→ Objective
Retype the lines beneath this one, from the first through the line containing "string; primer: string;". Pictures are left out.

━━━━━ Given material ━━━━━

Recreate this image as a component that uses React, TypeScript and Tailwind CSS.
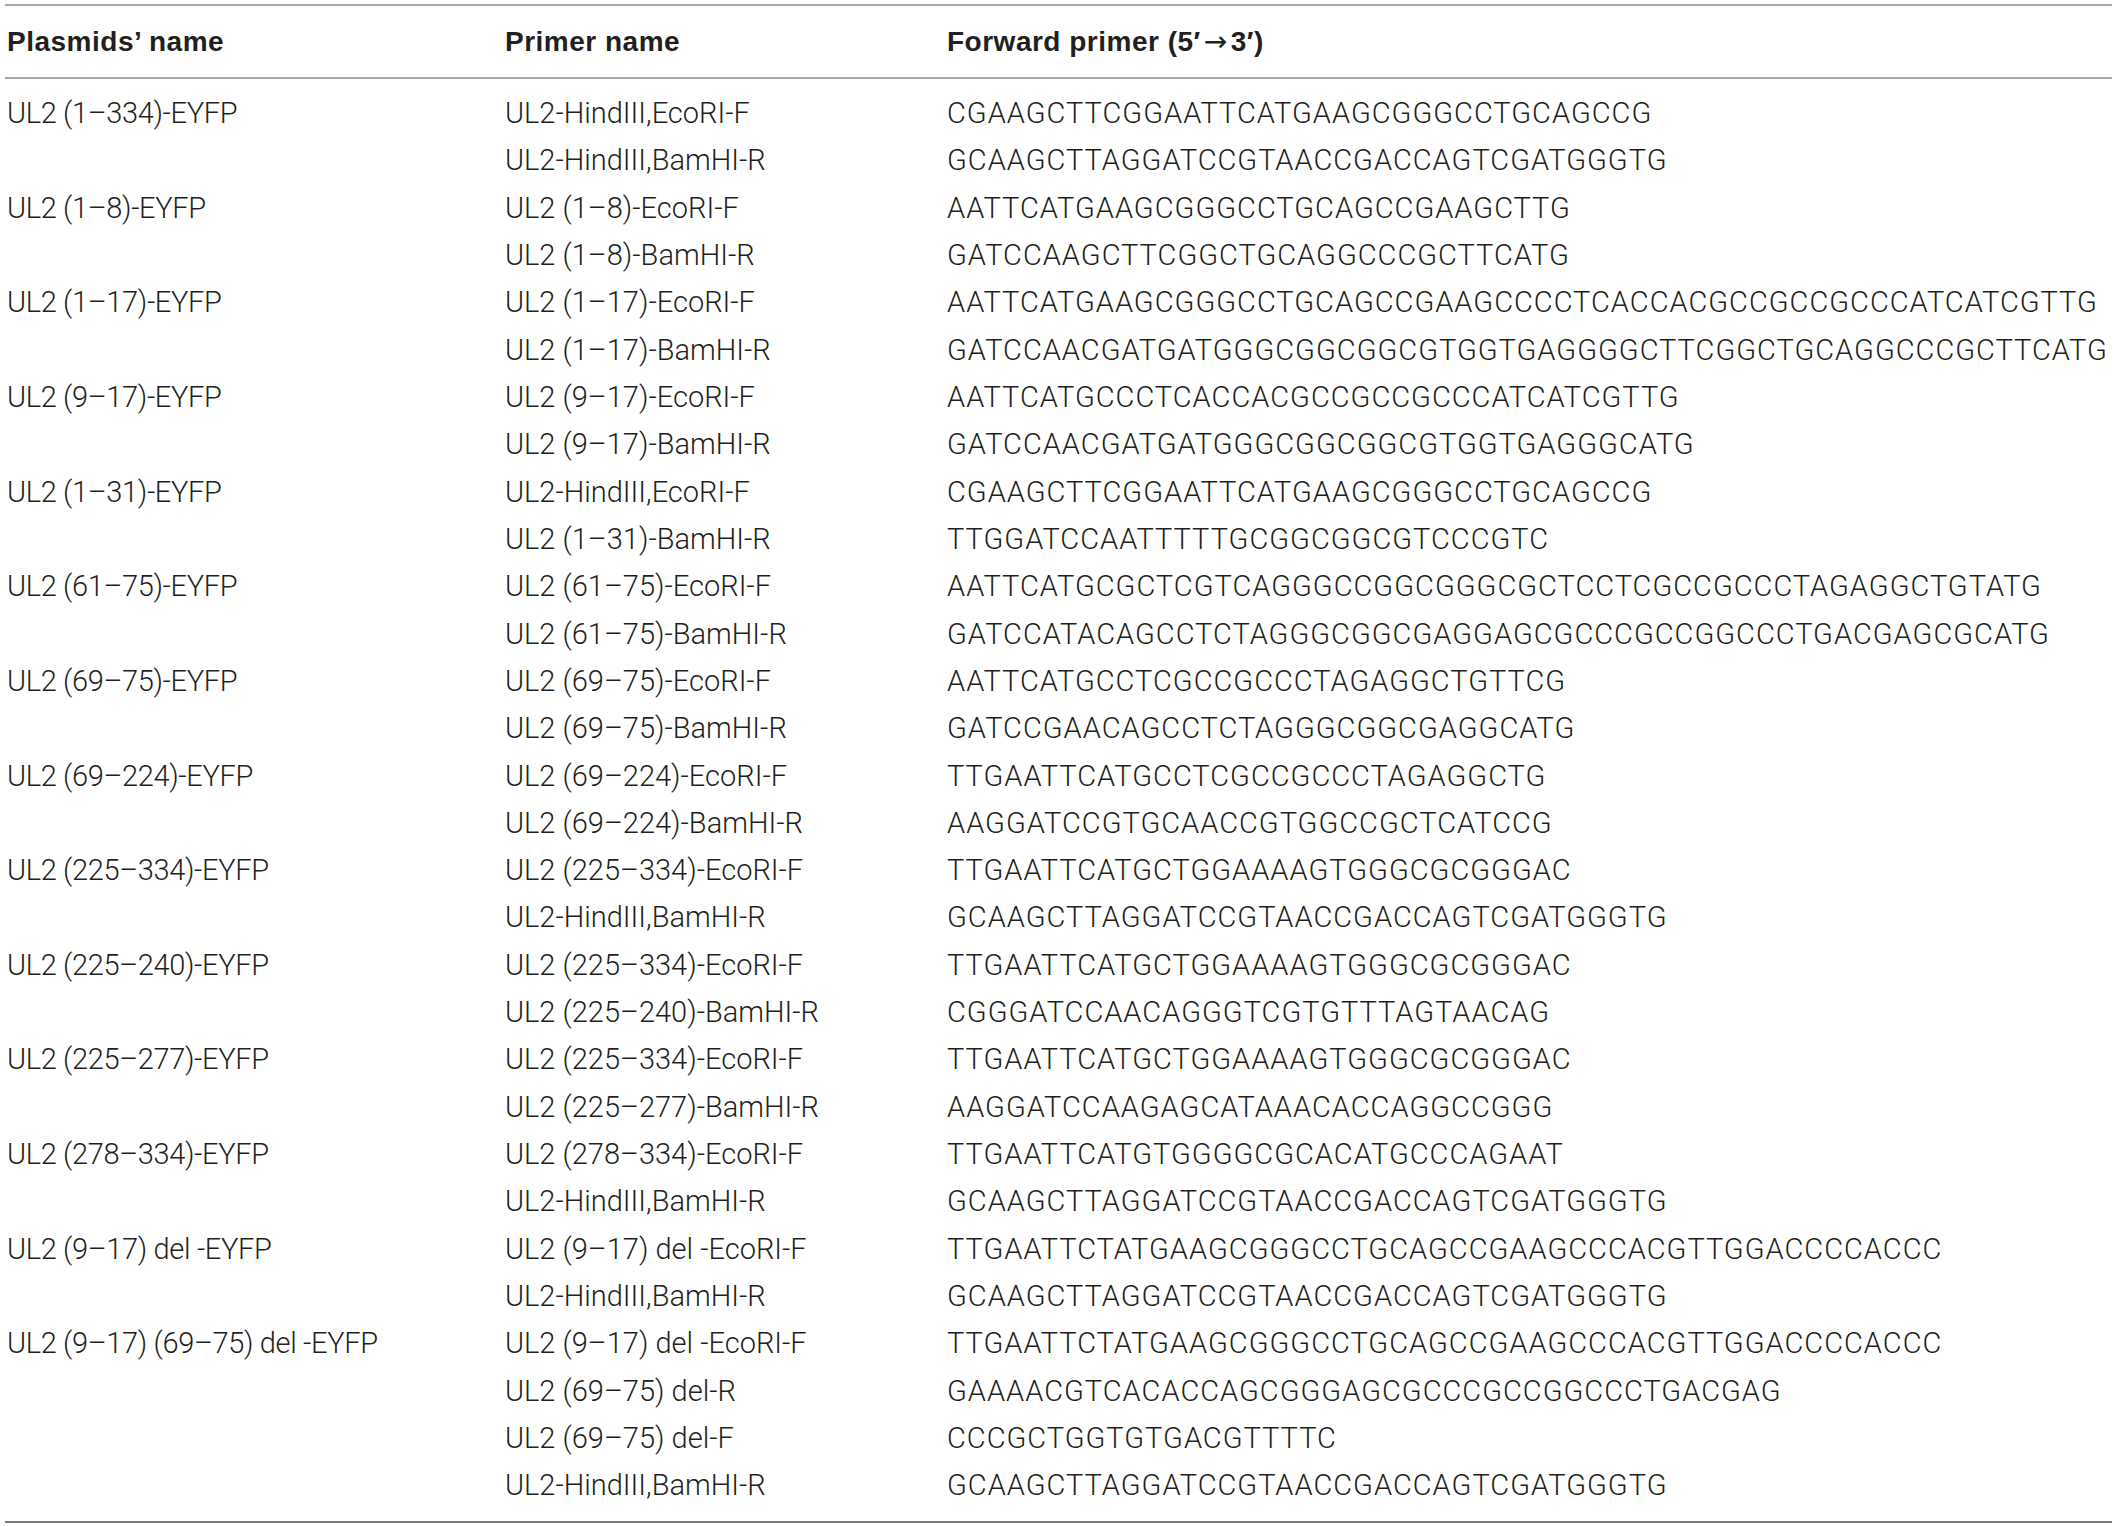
type Row = { plasmid?: string; primer: string; seq: string };

const rows: Row[] = [
  { plasmid: 'UL2 (1–334)-EYFP', primer: 'UL2-HindIII,EcoRI-F', seq: 'CGAAGCTTCGGAATTCATGAAGCGGGCCTGCAGCCG' },
  { primer: 'UL2-HindIII,BamHI-R', seq: 'GCAAGCTTAGGATCCGTAACCGACCAGTCGATGGGTG' },
  { plasmid: 'UL2 (1–8)-EYFP', primer: 'UL2 (1–8)-EcoRI-F', seq: 'AATTCATGAAGCGGGCCTGCAGCCGAAGCTTG' },
  { primer: 'UL2 (1–8)-BamHI-R', seq: 'GATCCAAGCTTCGGCTGCAGGCCCGCTTCATG' },
  { plasmid: 'UL2 (1–17)-EYFP', primer: 'UL2 (1–17)-EcoRI-F', seq: 'AATTCATGAAGCGGGCCTGCAGCCGAAGCCCCTCACCACGCCGCCGCCCATCATCGTTG' },
  { primer: 'UL2 (1–17)-BamHI-R', seq: 'GATCCAACGATGATGGGCGGCGGCGTGGTGAGGGGCTTCGGCTGCAGGCCCGCTTCATG' },
  { plasmid: 'UL2 (9–17)-EYFP', primer: 'UL2 (9–17)-EcoRI-F', seq: 'AATTCATGCCCTCACCACGCCGCCGCCCATCATCGTTG' },
  { primer: 'UL2 (9–17)-BamHI-R', seq: 'GATCCAACGATGATGGGCGGCGGCGTGGTGAGGGCATG' },
  { plasmid: 'UL2 (1–31)-EYFP', primer: 'UL2-HindIII,EcoRI-F', seq: 'CGAAGCTTCGGAATTCATGAAGCGGGCCTGCAGCCG' },
  { primer: 'UL2 (1–31)-BamHI-R', seq: 'TTGGATCCAATTTTTGCGGCGGCGTCCCGTC' },
  { plasmid: 'UL2 (61–75)-EYFP', primer: 'UL2 (61–75)-EcoRI-F', seq: 'AATTCATGCGCTCGTCAGGGCCGGCGGGCGCTCCTCGCCGCCCTAGAGGCTGTATG' },
  { primer: 'UL2 (61–75)-BamHI-R', seq: 'GATCCATACAGCCTCTAGGGCGGCGAGGAGCGCCCGCCGGCCCTGACGAGCGCATG' },
  { plasmid: 'UL2 (69–75)-EYFP', primer: 'UL2 (69–75)-EcoRI-F', seq: 'AATTCATGCCTCGCCGCCCTAGAGGCTGTTCG' },
  { primer: 'UL2 (69–75)-BamHI-R', seq: 'GATCCGAACAGCCTCTAGGGCGGCGAGGCATG' },
  { plasmid: 'UL2 (69–224)-EYFP', primer: 'UL2 (69–224)-EcoRI-F', seq: 'TTGAATTCATGCCTCGCCGCCCTAGAGGCTG' },
  { primer: 'UL2 (69–224)-BamHI-R', seq: 'AAGGATCCGTGCAACCGTGGCCGCTCATCCG' },
  { plasmid: 'UL2 (225–334)-EYFP', primer: 'UL2 (225–334)-EcoRI-F', seq: 'TTGAATTCATGCTGGAAAAGTGGGCGCGGGAC' },
  { primer: 'UL2-HindIII,BamHI-R', seq: 'GCAAGCTTAGGATCCGTAACCGACCAGTCGATGGGTG' },
  { plasmid: 'UL2 (225–240)-EYFP', primer: 'UL2 (225–334)-EcoRI-F', seq: 'TTGAATTCATGCTGGAAAAGTGGGCGCGGGAC' },
  { primer: 'UL2 (225–240)-BamHI-R', seq: 'CGGGATCCAACAGGGTCGTGTTTAGTAACAG' },
  { plasmid: 'UL2 (225–277)-EYFP', primer: 'UL2 (225–334)-EcoRI-F', seq: 'TTGAATTCATGCTGGAAAAGTGGGCGCGGGAC' },
  { primer: 'UL2 (225–277)-BamHI-R', seq: 'AAGGATCCAAGAGCATAAACACCAGGCCGGG' },
  { plasmid: 'UL2 (278–334)-EYFP', primer: 'UL2 (278–334)-EcoRI-F', seq: 'TTGAATTCATGTGGGGCGCACATGCCCAGAAT' },
  { primer: 'UL2-HindIII,BamHI-R', seq: 'GCAAGCTTAGGATCCGTAACCGACCAGTCGATGGGTG' },
  { plasmid: 'UL2 (9–17) del -EYFP', primer: 'UL2 (9–17) del -EcoRI-F', seq: 'TTGAATTCTATGAAGCGGGCCTGCAGCCGAAGCCCACGTTGGACCCCACCC' },
  { primer: 'UL2-HindIII,BamHI-R', seq: 'GCAAGCTTAGGATCCGTAACCGACCAGTCGATGGGTG' },
  { plasmid: 'UL2 (9–17) (69–75) del -EYFP', primer: 'UL2 (9–17) del -EcoRI-F', seq: 'TTGAATTCTATGAAGCGGGCCTGCAGCCGAAGCCCACGTTGGACCCCACCC' },
  { primer: 'UL2 (69–75) del-R', seq: 'GAAAACGTCACACCAGCGGGAGCGCCCGCCGGCCCTGACGAG' },
  { primer: 'UL2 (69–75) del-F', seq: 'CCCGCTGGTGTGACGTTTTC' },
  { primer: 'UL2-HindIII,BamHI-R', seq: 'GCAAGCTTAGGATCCGTAACCGACCAGTCGATGGGTG' },
];

export default function App() {
  return (
    <div className="min-h-screen bg-white pt-[4px] font-['Liberation_Sans',Arial,sans-serif] text-[#231f20]">
      <div className="mx-[5px] border-y-2 border-[#a8a8a8]">
        {/* Header */}
        <div className="grid h-[71px] grid-cols-[500px_442px_1fr] items-center pt-[1px] text-[28px] font-bold tracking-[0.5px]">
          <div className="pl-[2px]">Plasmids’ name</div>
          <div>Primer name</div>
          <div>
            Forward primer (5′
            <span className="mx-[3px] font-['DejaVu_Sans',sans-serif] text-[28px] font-normal">→</span>
            3′)
          </div>
        </div>
      </div>

      {/* Body */}
      <div className="mx-[5px] border-b-2 border-[#777777] py-[11px]">
        {rows.map((r, i) => (
          <div
            key={i}
            className="grid h-[47.33px] grid-cols-[500px_442px_1fr] items-center whitespace-nowrap font-['Roboto',sans-serif] text-[29px] font-light"
          >
            <div className="pl-[2px] tracking-[-0.35px]">{r.plasmid ?? ''}</div>
            <div className="tracking-[0px]">{r.primer}</div>
            <div className="tracking-[1px]">{r.seq}</div>
          </div>
        ))}
      </div>
    </div>
  );
}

━━━━━

→ Finished task
Recreate this image as a component that uses React, TypeScript and Tailwind CSS.
type Row = { plasmid?: string; primer: string; seq: string };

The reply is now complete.